A single Chronic Cantina location generates more than $4 million in yearly sales compared to the $1 million in revenue each of the company’s Chronic Tacos restaurants generates, Biello said.

Chronic Cantina may be a big money maker but the taco business is still the company’s bread and butter,or, more appropriate, chips and salsa.

Biello and Wyner want to open more company-owned and franchised Chronic Tacos locations this year and next year, they said.

The company typically spends $250,000 to $450,000 to open a restaurant, Biello said.

That is when everything goes smoothly. When politics get in the way, it is a different story.

Such was the case when Chronic Tacos wanted to open a restaurant in downtown Fullerton.

The city recently passed an ordinance to quell the rowdiness found in its downtown by placing stricter rules on businesses that serve alcohol.

Some Fullerton residents worried that Chronic Tacos’ association with its Chronic Cantina bars would encourage more drunken behavior in the area.

“We faced some opposition at first but people realized that we were opening a restaurant not a bar,” Biello said.

The restaurant, which is in planned The Grind food court off Harbor Boulevard and Chapman Avenue, is set to open this year.

Security costs for the company’s Chronic Cantina locations are high, Scheinberg said.

The company has to spend about $30,000 a month on private security to make sure its bars are operating responsibly and safely, he said.

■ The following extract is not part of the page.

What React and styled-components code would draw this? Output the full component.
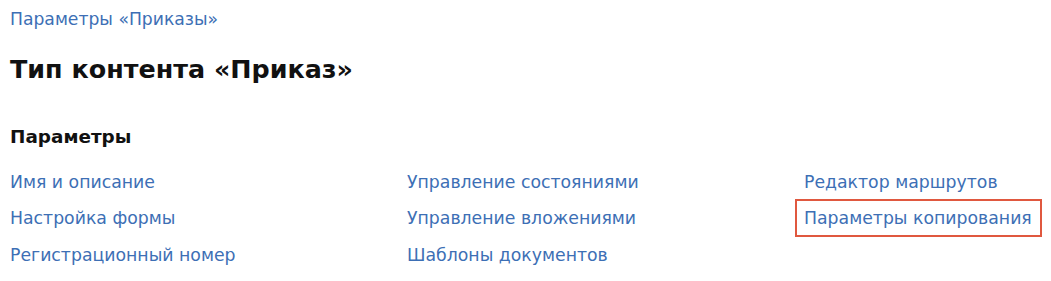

“It’s a huge expense but it’s necessary,” Scheinberg said.

A slow economy with more customers strapped for cash has hurt the restaurant business, Wyner said.

Chronic Tacos is trying to drum up more business these days by offering value items, while Chronic Cantina is offering happy hour specials on food and drinks, he said.

“We have to offer value. That’s what customers want right now,” Wyner said.

Wyner and Biello get a lot of buyout offers from restaurant companies and private equity firms for their Chronic Tacos business but the partners aren’t interested, they said.

“We like running this business,” Biello said. “I don’t think we’re ready to give up now.”